Hepimiz farklı birer dünyaya açıyoruz gözlerimizi. Kimi kalabalıklar içinde kaybolurken, kimi sessiz köşelerde huzur bulur. Kimi mantığın sesine kulak verirken, kimi duygularının peşinden gider. İşte bu farklılıkları anlamamıza yardımcı olan bir araç var: MBTI kişilik testi. Bu test, bizi 16 farklı kategoriye ayırıyor ve dünyayı nasıl algıladığımızı, kararlarımızı nasıl verdiğimizi ortaya koyuyor. Peki, bu kişilik tipleri İngilizce öğrenme gibi bir macerada nasıl bir rol oynuyor?
Preply‘nin yaptığı bir araştırma, oldukça ilginç sonuçlar ortaya koydu. Örneğin, dışa dönük birisi için İngilizce öğrenmek, arkadaşlarıyla sohbet etmek gibi bir keyif olabilirken, içe dönük birisi için sessiz bir köşede kitap okumak kadar verimli olabilir. Yani, her birimizin öğrenme şekli, tıpkı parmak izimiz gibi benzersiz.

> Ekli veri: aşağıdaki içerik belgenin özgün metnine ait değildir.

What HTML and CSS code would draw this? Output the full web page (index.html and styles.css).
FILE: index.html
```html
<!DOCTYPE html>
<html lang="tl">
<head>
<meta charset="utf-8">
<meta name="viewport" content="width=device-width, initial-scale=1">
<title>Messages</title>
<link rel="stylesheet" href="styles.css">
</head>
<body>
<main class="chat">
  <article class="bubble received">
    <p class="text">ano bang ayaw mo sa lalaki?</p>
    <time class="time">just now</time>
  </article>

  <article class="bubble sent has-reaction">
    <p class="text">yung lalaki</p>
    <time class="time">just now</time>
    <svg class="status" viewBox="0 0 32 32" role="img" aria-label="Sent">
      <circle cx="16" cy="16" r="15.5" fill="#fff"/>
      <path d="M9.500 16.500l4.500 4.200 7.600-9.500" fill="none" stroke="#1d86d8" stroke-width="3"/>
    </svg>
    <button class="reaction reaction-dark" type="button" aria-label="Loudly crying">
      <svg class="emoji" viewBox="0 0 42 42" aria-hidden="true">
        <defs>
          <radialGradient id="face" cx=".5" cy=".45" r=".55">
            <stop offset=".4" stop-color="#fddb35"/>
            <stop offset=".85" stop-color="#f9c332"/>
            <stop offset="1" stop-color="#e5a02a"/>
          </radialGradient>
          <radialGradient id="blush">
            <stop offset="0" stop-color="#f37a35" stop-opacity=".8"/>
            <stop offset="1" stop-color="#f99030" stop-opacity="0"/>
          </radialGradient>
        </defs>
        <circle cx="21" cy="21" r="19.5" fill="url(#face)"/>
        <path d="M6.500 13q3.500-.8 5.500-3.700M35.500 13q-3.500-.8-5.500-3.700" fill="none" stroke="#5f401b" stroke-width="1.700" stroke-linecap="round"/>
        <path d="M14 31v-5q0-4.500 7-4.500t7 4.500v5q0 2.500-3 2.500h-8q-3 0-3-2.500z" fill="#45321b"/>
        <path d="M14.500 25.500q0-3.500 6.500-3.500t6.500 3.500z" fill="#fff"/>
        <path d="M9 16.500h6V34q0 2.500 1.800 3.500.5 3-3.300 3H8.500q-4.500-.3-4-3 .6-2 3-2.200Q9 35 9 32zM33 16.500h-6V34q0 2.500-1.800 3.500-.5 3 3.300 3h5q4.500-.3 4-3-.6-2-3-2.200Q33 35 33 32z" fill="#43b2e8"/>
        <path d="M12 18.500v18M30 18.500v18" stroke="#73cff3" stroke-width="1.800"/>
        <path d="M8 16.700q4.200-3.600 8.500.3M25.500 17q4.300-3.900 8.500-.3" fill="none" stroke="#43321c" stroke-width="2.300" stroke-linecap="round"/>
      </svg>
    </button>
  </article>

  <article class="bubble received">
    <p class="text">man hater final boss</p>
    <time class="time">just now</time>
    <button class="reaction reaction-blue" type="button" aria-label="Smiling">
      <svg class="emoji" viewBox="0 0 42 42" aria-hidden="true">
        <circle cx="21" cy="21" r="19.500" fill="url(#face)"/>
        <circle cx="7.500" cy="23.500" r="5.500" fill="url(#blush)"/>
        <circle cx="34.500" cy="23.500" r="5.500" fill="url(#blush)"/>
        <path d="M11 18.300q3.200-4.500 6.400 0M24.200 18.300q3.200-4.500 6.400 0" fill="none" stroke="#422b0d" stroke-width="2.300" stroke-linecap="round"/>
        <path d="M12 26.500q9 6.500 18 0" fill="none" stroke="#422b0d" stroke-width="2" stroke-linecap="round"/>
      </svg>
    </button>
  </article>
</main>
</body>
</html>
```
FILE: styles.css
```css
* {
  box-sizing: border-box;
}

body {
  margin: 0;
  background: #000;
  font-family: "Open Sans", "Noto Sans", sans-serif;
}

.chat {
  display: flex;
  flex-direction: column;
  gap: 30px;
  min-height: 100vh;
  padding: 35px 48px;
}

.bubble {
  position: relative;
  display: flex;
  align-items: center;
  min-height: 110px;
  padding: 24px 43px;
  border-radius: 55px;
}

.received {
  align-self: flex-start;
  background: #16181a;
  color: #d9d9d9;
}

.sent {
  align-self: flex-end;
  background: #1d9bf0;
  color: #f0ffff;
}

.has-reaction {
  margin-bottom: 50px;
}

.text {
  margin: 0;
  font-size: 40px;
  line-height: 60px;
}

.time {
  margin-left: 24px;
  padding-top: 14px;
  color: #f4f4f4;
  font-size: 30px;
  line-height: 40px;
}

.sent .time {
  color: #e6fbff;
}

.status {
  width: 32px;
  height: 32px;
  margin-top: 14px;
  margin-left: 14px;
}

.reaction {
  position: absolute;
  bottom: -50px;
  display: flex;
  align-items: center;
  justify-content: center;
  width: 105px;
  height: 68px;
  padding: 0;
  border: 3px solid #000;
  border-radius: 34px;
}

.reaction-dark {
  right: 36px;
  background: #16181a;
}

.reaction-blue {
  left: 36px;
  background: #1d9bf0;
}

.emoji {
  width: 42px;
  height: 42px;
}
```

Bu bilgi bize ne kazandırır? Öncelikle kendimizi daha iyi tanırız. Güçlü yanlarımızı keşfeder, zayıf yanlarımızla daha kolay baş ederiz. Her bir kişilik tipi, dil öğrenme sürecinde farklı güçlü ve zayıf yanlara sahip olabilir. Örneğin:
- Dışa Dönüklük (E) ve İçe Dönüklük (I): Dışa dönükler grup çalışmaları ve konuşma pratikleriyle daha rahatken, içe dönükler sessiz ortamlarda ve kendi kendine çalışmayı tercih ederler.
- Algılama (S) ve Sezgi (N): Algılama tipi olanlar kuralları ezberlemeyi severken, sezgisel olanlar dilin büyük resmini görmeye odaklanırlar.

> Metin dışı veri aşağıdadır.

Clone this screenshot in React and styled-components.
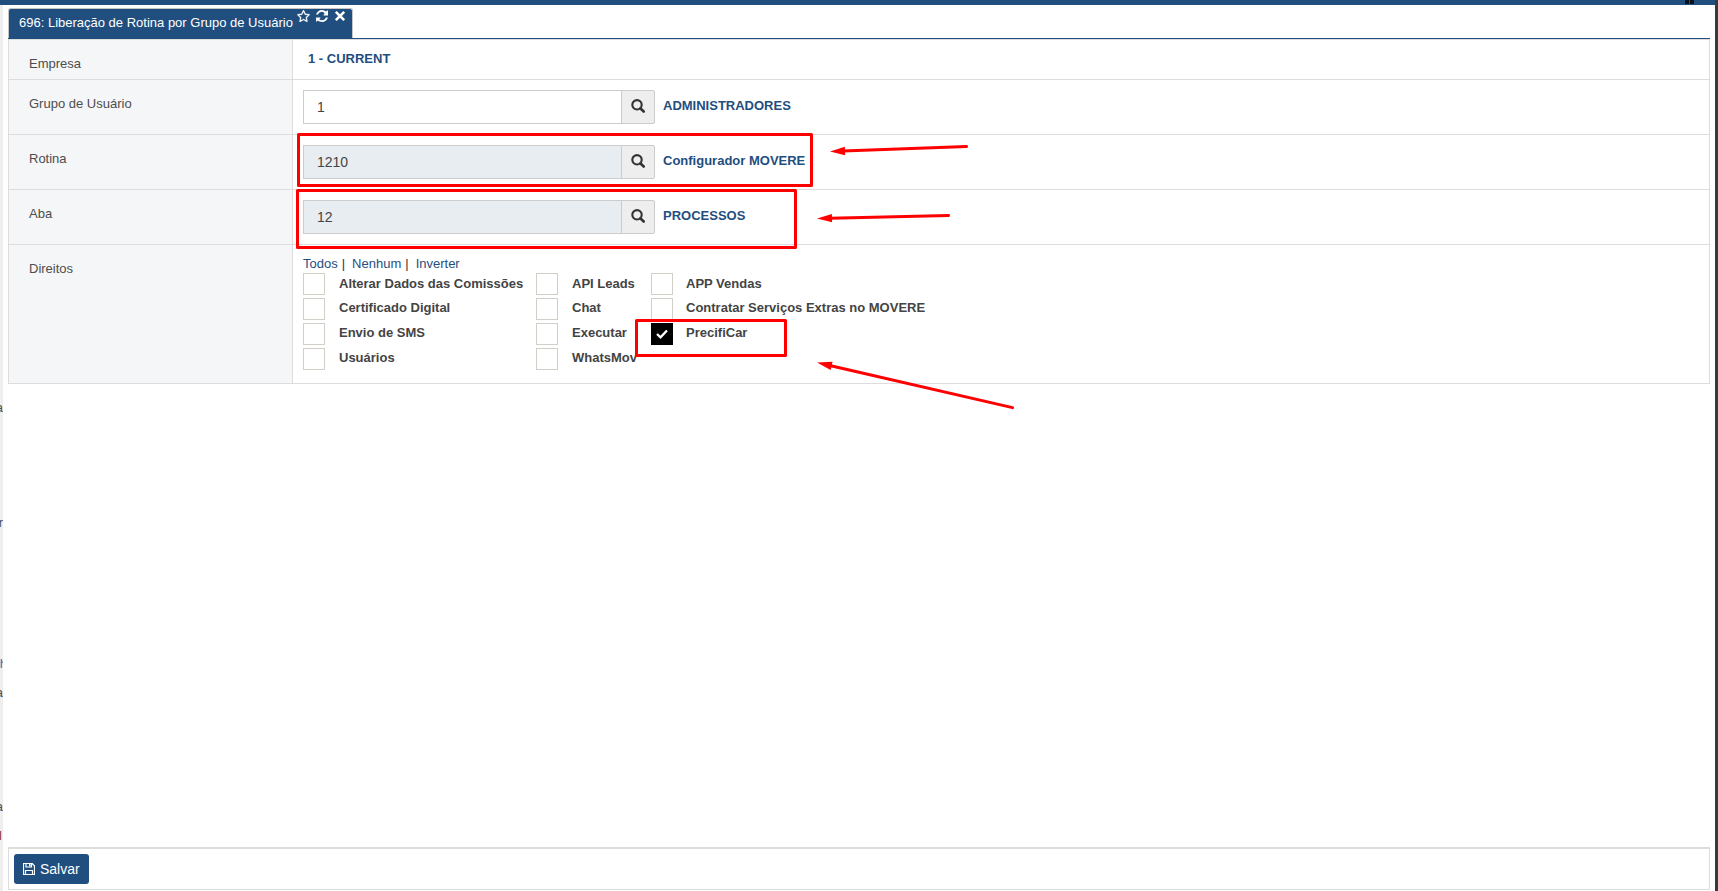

- Düşünme (T) ve Duygu (F): Düşünenler mantığa ve kurallara daha çok önem verirken, hissedenler dilin kültürel yönleriyle ilgilenirler.

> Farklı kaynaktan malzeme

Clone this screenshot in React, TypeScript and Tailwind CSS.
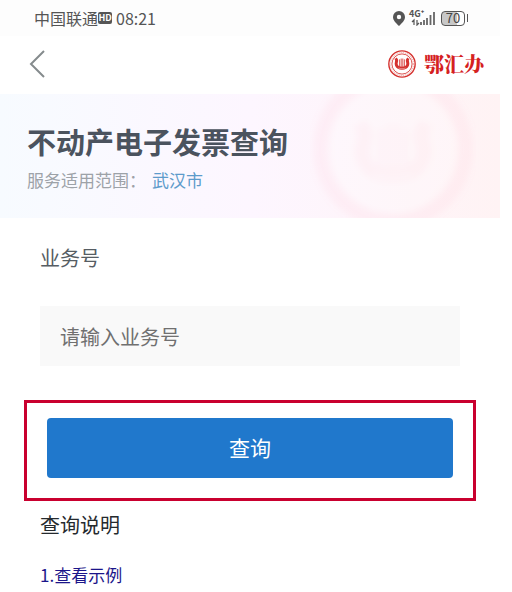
import { useState } from "react";

function LyreShape() {
  return (
    <>
      <path
        d="M23 18c-3 5-8 7-11 6 3 4 5 8 3 15-4 13 1 27 14 35 6 3 13 4 21 4s15-1 21-4c13-8 18-22 14-35-2-7 0-11 3-15-3 1-8-1-11-6-5 6-8 9-8 15 0 8 4 13 2 20-2 7-10 11-21 11s-19-4-21-11c-2-7 2-12 2-20 0-6-3-9-8-15z"
        fill="currentColor"
      />
      <path d="M38 27v40M46 23v44M54 23v44M62 27v40" stroke="currentColor" strokeWidth="4" />
      <path d="M32 70c11 4 25 4 36 0" stroke="#fff" strokeWidth="2" fill="none" />
    </>
  );
}

function Emblem() {
  return (
    <svg viewBox="0 0 100 100" className="size-7 text-[#d5322f]" aria-hidden="true">
      <circle cx="50" cy="50" r="47" fill="none" stroke="currentColor" strokeWidth="5" />
      <circle cx="50" cy="50" r="41" fill="none" stroke="currentColor" strokeWidth="4" strokeDasharray="4 3" opacity="0.35" />
      <circle cx="50" cy="50" r="36" fill="none" stroke="currentColor" strokeWidth="3" />
      <g transform="translate(14 14) scale(0.72)">
        <LyreShape />
      </g>
    </svg>
  );
}

function Watermark() {
  return (
    <svg viewBox="0 0 166 166" className="absolute -top-7 right-6 size-[166px] text-[#ff9fae]" aria-hidden="true">
      <defs>
        <filter id="soften">
          <feGaussianBlur stdDeviation="3" />
        </filter>
      </defs>
      <g filter="url(#soften)">
        <circle cx="83" cy="83" r="72" fill="none" stroke="currentColor" strokeWidth="16" opacity="0.08" />
        <circle cx="83" cy="83" r="65" fill="#fff" opacity="0.2" />
        <g transform="translate(30 34) scale(1.06)" opacity="0.06">
          <LyreShape />
        </g>
      </g>
    </svg>
  );
}

function StatusBar() {
  return (
    <div className="flex h-9 items-center justify-between bg-[#fdfdfd] pr-8 pl-[34px] text-base text-[#555]">
      <div className="flex items-center">
        <span>中国联通</span>
        <span className="flex h-3 w-3.5 items-center justify-center rounded-xs bg-[#555] text-[9px] font-bold text-white">
          HD
        </span>
        <span className="ml-1">08:21</span>
      </div>

      <div className="flex items-center">
        <svg viewBox="0 0 12 15" className="h-[15px] w-3" aria-hidden="true">
          <path fill="#555" fillRule="evenodd" d="M6 0a6 6 0 0 1 6 6c0 3.500-3 6-6 9-3-3-6-5.500-6-9a6 6 0 0 1 6-6zm0 3.800a2.200 2.200 0 1 0 0 4.400 2.200 2.200 0 0 0 0-4.400z" />
        </svg>
        <div className="relative ml-1 h-4 w-[26px]">
          <span className="absolute top-0 left-0 text-[9px] leading-2 font-bold">4G⁺</span>
          <svg viewBox="0 0 26 16" className="size-full" aria-hidden="true">
            <path d="M5 15v-5l-2 2M8 10v5l2-2" stroke="#555" strokeWidth="1.200" fill="none" />
            <path d="M12 12v3M15 10v5M18 8v7M21.500 5v10M25 2v13" stroke="#666" strokeWidth="1.800" />
          </svg>
        </div>
        <div className="ml-1.5 flex h-[15px] w-6 items-center justify-center rounded-sm border border-[#555] bg-linear-to-r from-[#c8c8c8] from-70% to-white to-70% text-[13px] leading-3 text-[#444]">
          70
        </div>
        <div className="ml-0.5 h-2 w-px bg-[#555]" />
      </div>
    </div>
  );
}

export default function App() {
  const [bizNo, setBizNo] = useState("");

  return (
    <div className="min-h-screen bg-white pr-3 font-['Noto_Sans_CJK_SC',sans-serif]">
      <StatusBar />

      <header className="flex h-[58px] items-center justify-between pr-4 pb-0.5 pl-[29px]">
        <button type="button" aria-label="返回">
          <svg viewBox="0 0 16 28" className="h-7 w-4" aria-hidden="true">
            <path d="M15 1L2 14l13 13" fill="none" stroke="#858b8d" strokeWidth="2" />
          </svg>
        </button>
        <div className="flex items-center gap-2">
          <Emblem />
          <span className="font-['Noto_Serif_CJK_SC','Noto_Sans_CJK_SC',serif] text-xl font-black text-[#d5211f]">
            鄂汇办
          </span>
        </div>
      </header>

      <section className="relative h-[124px] overflow-hidden bg-linear-to-r from-[#f7fbff] via-[#fdf6ff] to-[#fff3f4] px-[27px] pt-7">
        <Watermark />
        <h1 className="relative text-[29px] leading-[38px] font-bold text-[#4b535e]">不动产电子发票查询</h1>
        <p className="relative flex gap-1.5 text-[17px] leading-10 text-[#9da2a8]">
          <span>服务适用范围：</span>
          <span className="text-[#5d9bcb]">武汉市</span>
        </p>
      </section>

      {/* Query form */}
      <main className="px-10 pt-6">
        <form onSubmit={(e) => e.preventDefault()}>
          <label htmlFor="bizNo" className="block text-xl leading-8 text-[#565d63]">
            业务号
          </label>
          <input
            id="bizNo"
            value={bizNo}
            onChange={(e) => setBizNo(e.target.value)}
            placeholder="请输入业务号"
            className="mt-8 block h-[60px] w-full bg-[#f9f9f9] px-5 text-xl text-[#333] outline-none placeholder:text-[#707070]"
          />
          <div className="-mx-4 mt-[34px] border-3 border-[#c9002f] px-5 pt-[15px] pb-5">
            <button type="submit" className="block h-[60px] w-full rounded-sm bg-[#2078cc] text-[21px] text-white">
              查询
            </button>
          </div>
        </form>

        <h2 className="mt-2 text-xl leading-8 text-[#252a2e]">查询说明</h2>
        <a href="#example" className="mt-[18px] inline-block text-[17px] leading-8 text-[#1b158a]">
          1.查看示例
        </a>
      </main>
    </div>
  );
}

- Yargılama (J) ve Algılama (P): Yargılayanlar planlı ve organize olmayı severken, algılayanlar esnek ve spontanedirler.
Peki, bu bilgiler bize ne kazandırır?
- Etkili Stratejiler: Kendi kişilik tipimize uygun öğrenme stratejileri belirleyerek, daha hızlı ve kalıcı öğrenme sağlarız. Örneğin, bir içe dönük kişi için sessiz bir ortamda tek başına çalışma, daha verimli olabilir.
- Artırılmış Motivasyon: Güçlü yanlarımızı bilmek, bize başarı duygusu verir ve öğrenmeye olan ilgimizi artırır. Dışa dönük bir kişi, dil partnerleriyle konuşarak hem dil becerilerini geliştirir hem de sosyalleşme ihtiyacını karşılayarak motivasyonunu yüksek tutar.
- Hedef Odaklı Gelişim: Zayıf yanlarımızı belirleyerek, bu alanlara daha fazla odaklanabiliriz. Örneğin, bir algılama tipi olan kişi, dilbilgisi kurallarını öğrenirken sabırlı olmak gerektiğini bilerek, bu alanda daha fazla çaba gösterir.
Araştırmaya ilişkin Preply analistleri; ”MBTI, kişisel gelişimimiz için harika bir başlangıç noktası olsa da, tek başına bir yol haritası değil. İngilizce öğrenirken, kişilik tipinize uygun yöntemleri seçmek faydalı olabilir ama aynı zamanda farklı yöntemleri deneyerek kendi öğrenme stilinizi keşfetmeniz de önemli. Unutmayın, İngilizce öğrenme sadece bir hedef değil, aynı zamanda yeni kültürleri keşfetme, yeni insanlarla tanışma ve kişisel gelişiminize katkıda bulunma fırsatı. Bu süreçte eğlenmeyi ve keyif almayı ihmal etmeyin.!” şeklinde yorumlarını belirtti.